Kashgari’s persecution also marks an effort by Saudi Arabia’s leaders to shore up support from within the halls of religious authority. The royal family has long leaned on the country’s senior clerics to stamp its temporal power with the imprimatur of religious legitimacy. But many in the kingdom see through the claim. Pious and agnostic alike consider the royal family corrupt and irreverent. It is commonly held that Riyadh’s assertion of Islamic authority is spurious, a fiction that the government peddles as an excuse to protect its personal fortunes and power.
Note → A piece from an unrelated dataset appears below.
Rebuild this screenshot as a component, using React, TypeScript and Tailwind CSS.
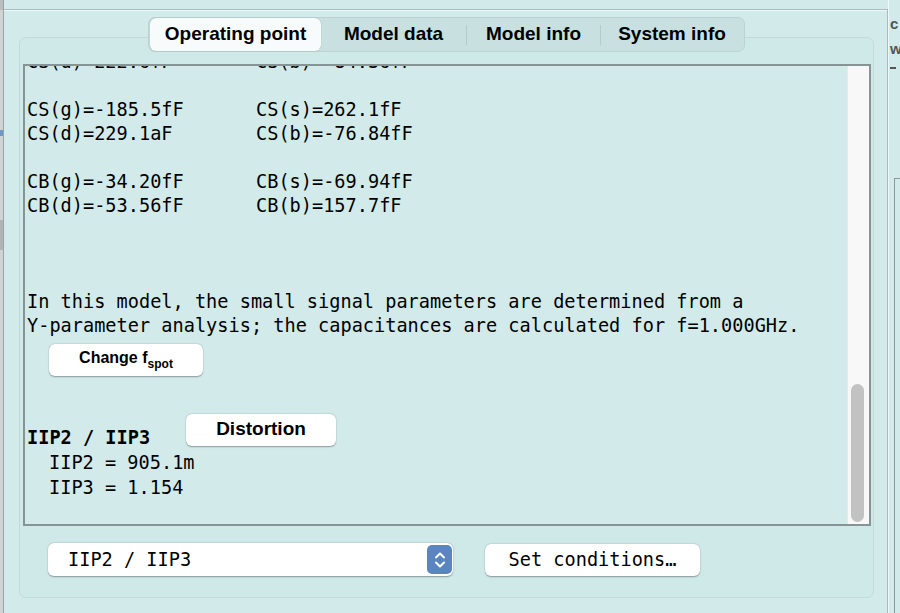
import React from "react";

const mono = { fontFamily: '"DejaVu Sans Mono", "Liberation Mono", monospace' };

function Line({ a, b }: { a: string; b?: string }) {
  return (
    <div className="flex h-[24px] items-center whitespace-pre">
      <span className="w-[229px]">{a}</span>
      {b ? <span>{b}</span> : null}
    </div>
  );
}

export default function App() {
  const tabs = [
    { label: "Operating point", w: "w-[171px]", active: true },
    { label: "Model data", w: "w-[145px]" },
    { label: "Model info", w: "w-[133px]" },
    { label: "System info", w: "w-[142px]" },
  ];
  return (
    <div
      className="relative flex h-[613px] w-[900px] overflow-hidden bg-[#d2eaea] text-black"
      style={{ fontFamily: '"Liberation Sans", Arial, sans-serif' }}
    >
      {/* left strip of another window */}
      <div className="flex w-[4px] flex-col border-r border-[#9aa6a6] bg-[#cfd3d3]">
        <div className="h-[10px] bg-[#b9bdbd]" />
        <div className="mt-[120px] h-[6px] bg-[#6f96c9]" />
        <div className="mt-[84px] h-[30px] bg-[#b0b4b4]" />
      </div>

      {/* main group box */}
      <div className="mt-[9px] flex h-[620px] w-[884px] flex-col items-start border-t border-r border-[#a8bcbc] pl-[15px] shadow-[inset_0_1px_0_#eef8f8]">
        <div className="flex w-[855px] flex-col items-center">
          {/* segmented tabs */}
          <div className="relative z-10 mt-[7px] flex h-[35px] items-center rounded-[7px] border border-[#bdd3d3] bg-[#c8e0e0] px-px text-[19px] font-bold">
            {tabs.map((t, i) => (
              <React.Fragment key={t.label}>
                {i >= 2 ? <div className="h-[20px] w-px bg-[#b3cbcb]" /> : null}
                <div
                  className={
                    "flex h-[33px] items-center justify-center " +
                    t.w +
                    (t.active
                      ? " rounded-[6px] bg-[#f7fbfb] shadow-[0_0_1px_rgba(0,0,0,0.35)]"
                      : "")
                  }
                >
                  {t.label}
                </div>
              </React.Fragment>
            ))}
          </div>

          {/* tab panel */}
          <div className="-mt-[15px] flex h-[561px] w-[855px] flex-col rounded-[7px] border border-[#c2dada] bg-[#cfe8e8] px-[3px] pt-[26px]">
            {/* text area */}
            <div className="flex h-[462px] w-[848px] overflow-hidden border-2 border-[#869494] bg-[#d2eaea]">
              <div className="flex-1 overflow-hidden pl-[2px] text-[18.6px]" style={mono}>
                <div className="-mt-[16px]">
                  <Line a="CS(d)=222.6fF" b="CS(b)=-84.36fF" />
                  <div className="h-[24px]" />
                  <Line a="CS(g)=-185.5fF" b="CS(s)=262.1fF" />
                  <Line a="CS(d)=229.1aF" b="CS(b)=-76.84fF" />
                  <div className="h-[24px]" />
                  <Line a="CB(g)=-34.20fF" b="CB(s)=-69.94fF" />
                  <Line a="CB(d)=-53.56fF" b="CB(b)=157.7fF" />
                  <div className="h-[72px]" />
                  <div className="h-[24px] leading-[24px] whitespace-pre">
                    In this model, the small signal parameters are determined from a
                  </div>
                  <div className="h-[24px] leading-[24px] whitespace-pre">
                    Y-parameter analysis; the capacitances are calculated for f=1.000GHz.
                  </div>
                  <div
                    className="ml-[22px] mt-[6px] flex h-[32px] w-[154px] items-start justify-center rounded-[6px] bg-white pt-[2px] text-[16px] font-bold shadow-[0_0.5px_1.5px_rgba(0,0,0,0.35)]"
                    style={{ fontFamily: '"Liberation Sans", Arial, sans-serif' }}
                  >
                    <span>Change f</span>
                    <span className="mt-[9px] text-[12px]">spot</span>
                  </div>
                  <div className="mt-[38px] flex items-start">
                    <div className="mt-[12px] h-[24px] w-[159px] font-bold leading-[24px]">IIP2 / IIP3</div>
                    <div
                      className="flex h-[32px] w-[150px] items-start justify-center rounded-[6px] bg-white pt-[1px] text-[19px] font-bold shadow-[0_0.5px_1.5px_rgba(0,0,0,0.35)]"
                      style={{ fontFamily: '"Liberation Sans", Arial, sans-serif' }}
                    >
                      Distortion
                    </div>
                  </div>
                  <div className="pl-[22px] leading-[25px] whitespace-pre">
                    <div>IIP2 = 905.1m</div>
                    <div>IIP3 = 1.154</div>
                  </div>
                </div>
              </div>
              {/* scrollbar */}
              <div className="flex h-full w-[22px] flex-col justify-end border-l border-[#e6eaea] bg-[#f8f8f8] pb-[2px] pl-[3px]">
                <div className="h-[138px] w-[13px] rounded-full bg-[#c2c2c2]" />
              </div>
            </div>

            {/* bottom controls */}
            <div className="mt-[17px] flex items-center pl-[25px]">
              <div className="flex h-[33px] w-[405px] items-center justify-between rounded-[6px] bg-white pl-[20px] pr-[1px] text-[18.6px] shadow-[0_0.5px_1.5px_rgba(0,0,0,0.35)]" style={mono}>
                <span>IIP2 / IIP3</span>
                <div className="flex h-[29px] w-[25px] items-center justify-center rounded-[5px] bg-[#5b85c0]">
                  <svg width="12" height="20" viewBox="0 0 12 20" fill="none" stroke="white" strokeWidth="2" strokeLinecap="round" strokeLinejoin="round">
                    <path d="M2 7.5 L6 3.5 L10 7.5" />
                    <path d="M2 12.5 L6 16.5 L10 12.5" />
                  </svg>
                </div>
              </div>
              <div className="ml-[32px] flex h-[32px] w-[215px] items-center justify-center rounded-[6px] bg-white text-[18.6px] shadow-[0_0.5px_1.5px_rgba(0,0,0,0.35)]" style={mono}>
                Set conditions…
              </div>
            </div>
          </div>
        </div>
      </div>

      {/* right edge of neighbouring panel */}
      <div className="relative flex-1 border-l border-[#eef8f8]">
        <div className="absolute left-[1px] top-[14px] text-[15px] font-bold leading-[20px] text-[#555]">c</div>
        <div className="absolute left-[1px] top-[39px] text-[15px] font-bold leading-[20px] text-[#555]">w</div>
        <div className="absolute left-[1px] top-[67px] h-[2px] w-[6px] bg-[#555]" />
        <div className="absolute left-[5px] top-[178px] h-[440px] w-[8px] border-l border-t border-[#8c9a9a]" />
      </div>
    </div>
  );
}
Whether genuine or not, the result has been the empowerment of a class of religious scholars who are committed to protecting their own authority.
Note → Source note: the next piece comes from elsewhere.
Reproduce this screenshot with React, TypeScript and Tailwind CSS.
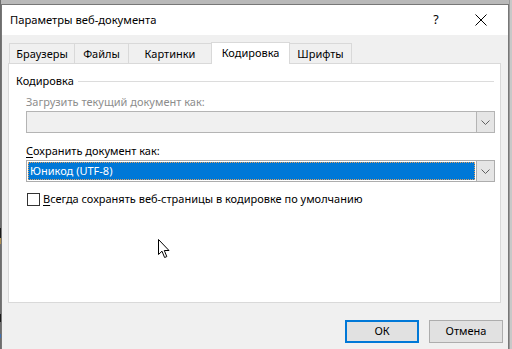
import React from "react";

const font = { fontFamily: '"Noto Sans", "Liberation Sans", sans-serif' };

function Chevron() {
  return (
    <svg width="9" height="5" viewBox="0 0 9 5" className="block">
      <path d="M0.5 0.5 L4.5 4.5 L8.5 0.5" fill="none" stroke="#606060" strokeWidth="1" />
    </svg>
  );
}

function Cursor() {
  return (
    <svg width="13" height="20" viewBox="0 0 13 20" className="absolute left-[158px] top-[239px]">
      <path
        d="M0.5 0.5 L0.5 15.5 L4 12.2 L6.6 18.5 L8.8 17.6 L6.3 11.5 L11 11.5 Z"
        fill="#ffffff"
        stroke="#000000"
        strokeWidth="1"
        strokeLinejoin="miter"
      />
    </svg>
  );
}

export default function App() {
  const tabs = [
    { label: "Браузеры", w: "w-[65px]" },
    { label: "Файлы", w: "w-[54px]" },
    { label: "Картинки", w: "w-[83px]" },
  ];
  return (
    <div className="relative w-[512px] h-[349px] overflow-hidden bg-[#b9b9b9] flex text-[11px] text-black" style={font}>
      {/* left desktop strip */}
      <div className="w-[1px] h-full bg-[#6d6d6d] flex flex-col">
        <div className="h-[228px]" />
        <div className="h-[10px] bg-[#1a1a1a]" />
        <div className="h-[6px] bg-[#b09050]" />
        <div className="h-[70px]" />
        <div className="h-[8px] bg-[#1a1a1a]" />
        <div className="h-[12px]" />
        <div className="h-[4px] bg-[#4070b0]" />
      </div>
      {/* dialog */}
      <div className="mt-[4px] w-[508px] h-[345px] border-t border-l border-r border-[#777777] flex flex-col bg-[#f0f0f0]">
        {/* title bar */}
        <div className="h-[30px] bg-white flex items-center shrink-0">
          <div className="pl-[8px] flex-1 text-[11.2px]">Параметры веб-документа</div>
          <div className="w-[20px] text-center mr-[25px] text-[12.5px]">?</div>
          <div className="w-[20px] flex justify-center mr-[17px]">
            <svg width="12" height="12" viewBox="0 0 12 12">
              <path d="M0.5 0.5 L11.5 11.5 M11.5 0.5 L0.5 11.5" stroke="#000" strokeWidth="1" />
            </svg>
          </div>
        </div>
        {/* body */}
        <div className="flex-1 flex flex-col pl-[6px]">
          {/* tabs */}
          <div className="flex items-end h-[28px] pl-[1px] pt-[6px]">
            {tabs.map((t) => (
              <div
                key={t.label}
                className={`${t.w} h-[20px] border-t border-l border-[#d9d9d9] bg-[#f0f0f0] flex items-center justify-center pt-[1px]`}
              >
                {t.label}
              </div>
            ))}
            <div className="w-[79px] h-[22px] border-t border-l border-r border-[#d9d9d9] bg-white flex items-center justify-center relative z-10 -mb-px">
              Кодировка
            </div>
            <div className="w-[62px] h-[20px] border-t border-r border-[#d9d9d9] bg-[#f0f0f0] flex items-center justify-center pt-[1px]">
              Шрифты
            </div>
          </div>
          {/* panel */}
          <div className="w-[493px] h-[240px] bg-white border border-[#d9d9d9] flex flex-col pl-[7px] pr-[6px]">
            <div className="flex items-center h-[18px] mt-[8px]">
              <span className="pr-[4px]">Кодировка</span>
              <div className="flex-1 h-px bg-[#dcdcdc]" />
            </div>
            <div className="pl-[10px] pr-[0px] flex flex-col">
              <div className="text-[#8d8d8d] h-[18px] mt-[3px] flex items-center">Загрузить текущий документ как:</div>
              <div className="w-[469px] h-[22px] border border-[#b4b4b4] bg-[#f0f0f0] flex justify-end">
                <div className="w-[18px] h-full border-l border-[#b4b4b4] bg-[#e5e5e5] flex items-center justify-center">
                  <Chevron />
                </div>
              </div>
              <div className="h-[18px] mt-[9px] flex items-center">
                <span>
                  <span className="underline underline-offset-2">С</span>охранить документ как:
                </span>
              </div>
              <div className="w-[469px] h-[22px] border border-[#adadad] bg-white flex">
                <div className="flex-1 p-[1px]">
                  <div className="h-full bg-[#0078d7] border border-dotted border-[#e0a060] text-white flex items-center pl-[1px]">
                    Юникод (UTF-8)
                  </div>
                </div>
                <div className="w-[18px] h-full border-l border-[#adadad] bg-[#e5e5e5] flex items-center justify-center">
                  <Chevron />
                </div>
              </div>
              <div className="flex items-center mt-[9px] h-[16px]">
                <div className="w-[13px] h-[13px] border border-[#333333] bg-white ml-[1px]" />
                <span className="ml-[3px]">
                  <span className="underline underline-offset-2">В</span>сегда сохранять веб-страницы в кодировке по умолчанию
                </span>
              </div>
            </div>
          </div>
          {/* buttons */}
          <div className="flex justify-end mt-[17px] pr-[5px] gap-[10px]">
            <div className="w-[74px] h-[23px] border-2 border-[#0078d7] bg-[#e1e1e1] flex items-center justify-center">ОК</div>
            <div className="w-[74px] h-[23px] border border-[#adadad] bg-[#e1e1e1] flex items-center justify-center">Отмена</div>
          </div>
        </div>
      </div>
      {/* right desktop strip */}
      <div className="flex-1 h-full bg-[#c8c8c8] border-l border-[#9a9a9a]" />
      <Cursor />
    </div>
  );
}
The Saudi-scholar alliance has proven a devil’s bargain at times. Over the past three decades these frustrations have generated significant challenges to the regime, with outspoken clerics periodically targeting the government for its infidelities. Mindful of this, the kingdom’s leaders regularly seek opportunities to placate potential critics in the mosques. In doing so, they have assured the rise of a clerical class that is simultaneously a pillar of support and a potential threat. An unfortunate consequence of this arrangement has been the de facto encouragement of extreme figures at the expense of more reasoned voices.
As the drama surrounding Kashgari unfolded Nasser al-Omar, a particularly odious scholar with a history of calumny, emerged as the leading figure in his public persecution. Al-Omar’s radical credentials are considerable. In the 1990s he was an advocate of an especially shrill anti-Shiite sectarianism, a sentiment that is deeply entrenched in Saudi society today. More important, he is part of a generation of scholars that has openly questioned the fitness of the Al Saud to rule. In a video commentary that quickly went viral, al-Omar broke down in tears as he called for Kashgari’s execution. Al-Omar tapped into widespread sentiment, but his visibility and the government’s accommodation of figures like him speaks directly to both the cravenness of the government’s agenda as well as royal anxiety about the potential for the clergy to rally against the crown.
Hamza Kashgari, then, is a sacrifice the royal family is not just willing to make, but that its continued power depends on. In the torrent of invective and recrimination that has swept through Saudi Arabia in recent weeks, the country’s rulers no doubt find comfort in pitting its citizens against one another. Better to encourage culture wars than allow critics to direct their ire toward the seat of power.